Des nanofils de silicium pour dissiper la chaleur dans les systèmes électroniques

Résultat scientifique

Une équipe internationale a montré comment un réseau périodique de nanofils de silicium courbés peut évacuer de la chaleur dans une direction privilégiée. Une solution qui permettrait de dissiper efficacement la chaleur dans les systèmes microélectroniques. Ces résultats sont publiés dans la revue ACS Nano.

La dissipation thermique est un véritable défi pour les systèmes électroniques toujours plus denses et miniaturisés. Les recherches portent notamment sur des matériaux capables de conduire la chaleur dans une direction privilégiée (conduction thermique anisotrope). Les semiconducteurs nanostructurés sont de bons candidats pour réaliser cette fonction de gestion thermique. Une équipe de scientifiques du Laboratory for Integrated Micro Mechatronics Systems (LIMMS, CNRS/Université de Tokyo) et de l'Université de Tokyo a étudié expérimentalement un dispositif de dissipation anisotrope de la chaleur, constitué d'un réseau périodique de nanofils de silicium courbés.

Par des techniques de lithographie par faisceau d'électrons et de gravure du silicium, les chercheurs ont réalisé un réseau périodique de nanofils de silicium courbés et suspendus, inspiré d'un motif oriental de vagues marines « Seigaiha » (voir illustration). Dans ce réseau, la conduction thermique, qui résulte de la propagation des phonons dans le matériau, est étudiée dans deux directions : parallèle ou perpendiculaire à l'orientation des vagues constituant le motif. La conductivité thermique a donc été mesurée dans ces deux directions, par une technique de micro thermoréflectance (µ-TDTR)1 .

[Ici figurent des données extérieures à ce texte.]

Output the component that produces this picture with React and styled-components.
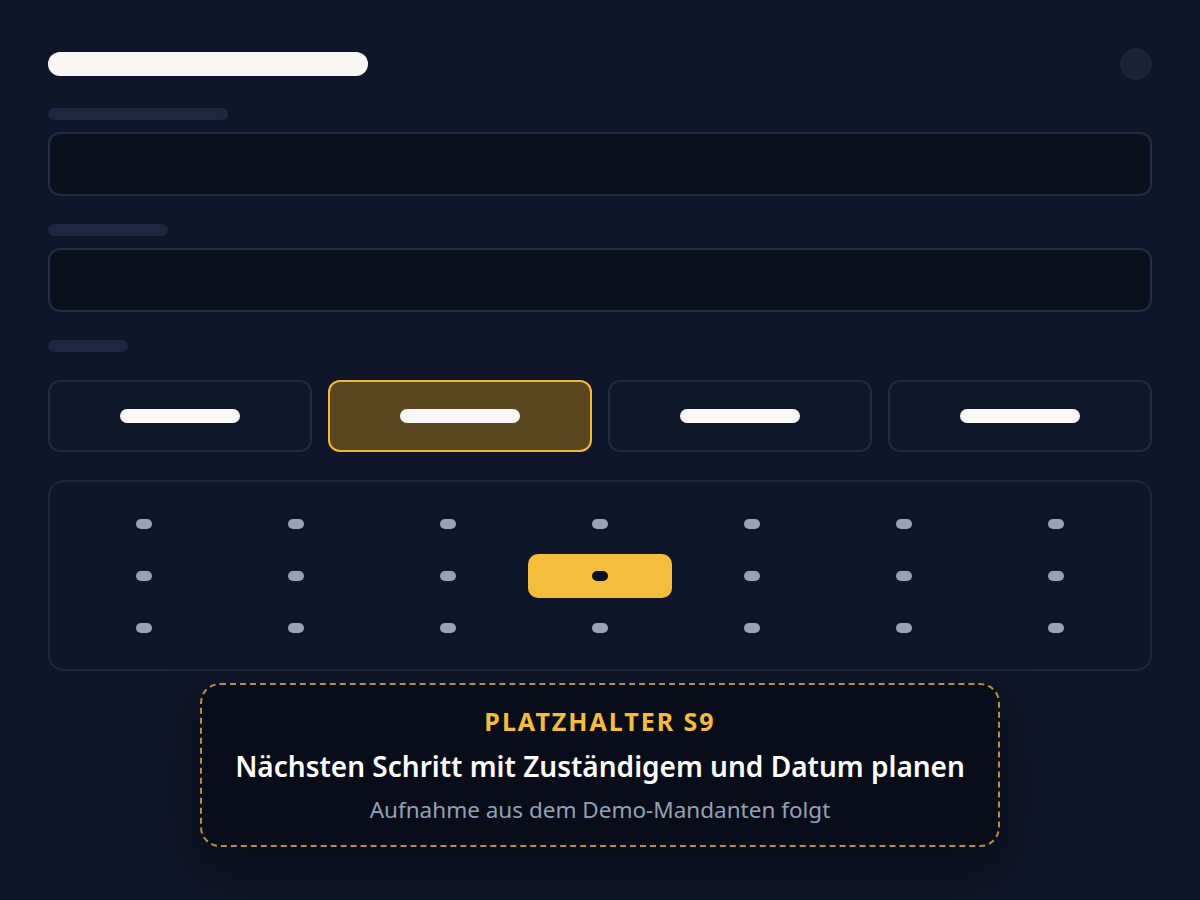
import React from "react";
import styled, { createGlobalStyle } from "styled-components";

const Global = createGlobalStyle`
  html, body {
    margin: 0;
    background: #0f1629;
    font-family: "Noto Sans", "Open Sans", sans-serif;
  }
`;

const options = [0, 1, 2, 3];
const rows = [0, 1, 2];
const cols = [0, 1, 2, 3, 4, 5, 6];

const App = () => {
  return (
    <>
      <Global />
      <S.Page>
        <S.Header>
          <S.TitleBar />
          <S.Avatar />
        </S.Header>

        <S.Field>
          <S.Label $w={180} />
          <S.Input />
        </S.Field>

        <S.Field>
          <S.Label $w={120} />
          <S.Input />
        </S.Field>

        <S.Field>
          <S.Label $w={80} />
        </S.Field>

        <S.Options>
          {options.map((o) => (
            <S.Option key={o} $active={o === 1}>
              <S.OptionBar />
            </S.Option>
          ))}
        </S.Options>

        <S.Grid>
          {rows.map((r) =>
            cols.map((c) => {
              const active = r === 1 && c === 3;
              return (
                <S.Cell key={`${r}-${c}`} $active={active}>
                  <S.Dot $active={active} />
                </S.Cell>
              );
            })
          )}
        </S.Grid>

        {/* platzhalter liegt über dem raster */}
        <S.Callout>
          <S.Kicker>PLATZHALTER S9</S.Kicker>
          <S.Heading>Nächsten Schritt mit Zuständigem und Datum planen</S.Heading>
          <S.Sub>Aufnahme aus dem Demo-Mandanten folgt</S.Sub>
        </S.Callout>
      </S.Page>
    </>
  );
};

export default App;

const S = {
  Page: styled.div`
    position: relative;
    box-sizing: border-box;
    width: 1200px;
    height: 900px;
    padding: 48px;
    display: flex;
    flex-direction: column;
    gap: 28px;
    background: #0f1629;
  `,
  Header: styled.div`
    display: flex;
    align-items: center;
    justify-content: space-between;
    height: 32px;
  `,
  TitleBar: styled.div`
    width: 320px;
    height: 24px;
    border-radius: 12px;
    background: #f8f7f3;
  `,
  Avatar: styled.div`
    width: 32px;
    height: 32px;
    border-radius: 50%;
    background: #1d2336;
  `,
  Field: styled.div`
    display: flex;
    flex-direction: column;
    gap: 12px;
  `,
  Label: styled.div`
    width: ${(p) => p.$w}px;
    height: 12px;
    border-radius: 6px;
    background: #1e2640;
  `,
  Input: styled.div`
    box-sizing: border-box;
    height: 64px;
    border-radius: 12px;
    border: 2px solid #232c40;
    background: #0a0f1b;
  `,
  Options: styled.div`
    display: grid;
    grid-template-columns: repeat(4, 1fr);
    gap: 16px;
  `,
  Option: styled.div`
    box-sizing: border-box;
    height: 72px;
    border-radius: 12px;
    border: 2px solid ${(p) => (p.$active ? "#f1b93c" : "#222b3f")};
    background: ${(p) => (p.$active ? "#5a4720" : "#0f182b")};
    display: flex;
    align-items: center;
    justify-content: center;
  `,
  OptionBar: styled.div`
    width: 120px;
    height: 14px;
    border-radius: 7px;
    background: #f8f7f3;
  `,
  Grid: styled.div`
    box-sizing: border-box;
    height: 191px;
    border-radius: 16px;
    border: 2px solid #1f283b;
    padding: 20px 22px;
    display: grid;
    grid-template-columns: repeat(7, 144px);
    grid-template-rows: repeat(3, 44px);
    gap: 8px;
  `,
  Cell: styled.div`
    border-radius: 10px;
    background: ${(p) => (p.$active ? "#f4bd3d" : "transparent")};
    display: flex;
    align-items: center;
    justify-content: center;
  `,
  Dot: styled.div`
    width: 16px;
    height: 10px;
    border-radius: 5px;
    background: ${(p) => (p.$active ? "#0b1020" : "#98a2b6")};
  `,
  Callout: styled.div`
    position: absolute;
    left: 200px;
    top: 683px;
    box-sizing: border-box;
    width: 800px;
    height: 164px;
    border-radius: 20px;
    border: 2px dashed #b88f3c;
    background: #090d19;
    box-shadow: 0 20px 50px rgba(0, 0, 0, 0.45);
    display: flex;
    flex-direction: column;
    align-items: center;
    justify-content: center;
    gap: 10px;
    text-align: center;
  `,
  Kicker: styled.div`
    font-size: 25px;
    font-weight: 700;
    letter-spacing: 2px;
    color: #f4bd3d;
    line-height: 32px;
  `,
  Heading: styled.div`
    font-size: 28px;
    font-weight: 600;
    color: #ffffff;
    line-height: 38px;
  `,
  Sub: styled.div`
    font-size: 22.5px;
    color: #94a0b5;
    line-height: 30px;
  `,
};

L'expérience a été réalisée en faisant varier la température de l'échantillon entre 4K et 300K. Les résultats montrent que l'anisotropie thermique du matériau – le rapport entre les conductivités ''parallèle'' et ''perpendiculaire''- s'inverse à une température de 80K. Des simulations numériques ont permis de mieux comprendre le mécanisme de ce phénomène, révélant des zones à flux thermique nul selon l’orientation des motifs et la température. La simulation du déplacement des phonons dans le réseau de fils nanométriques met en évidence deux types de propagation des phonons. Aux températures les plus élevées, le déplacement est conditionné par les nombreuses collisions entre phonons : le régime du transport thermique est diffusif. Aux plus basses températures, le faible nombre de collisions induit un régime dit ''quasi-balistique''. La transition entre les deux régimes s'effectue à 80K, et explique donc l'inversion de l'anisotropie du matériau à cette température.

Ces résultats permettent d'envisager une solution de gestion thermique directionnelle des systèmes électroniques. Mais les chercheurs soulignent que ce type de dispositifs favorisant l'anisotropie thermique peuvent être améliorés en utilisant d'autres matériaux, en jouant sur la géométrie du motif nanométrique (nombre d'arcs, rayon de courbure...), ou encore en optimisant le réseau de nanofils à l'aide de techniques d'intelligence artificielle (algorithme génétique, machine learning).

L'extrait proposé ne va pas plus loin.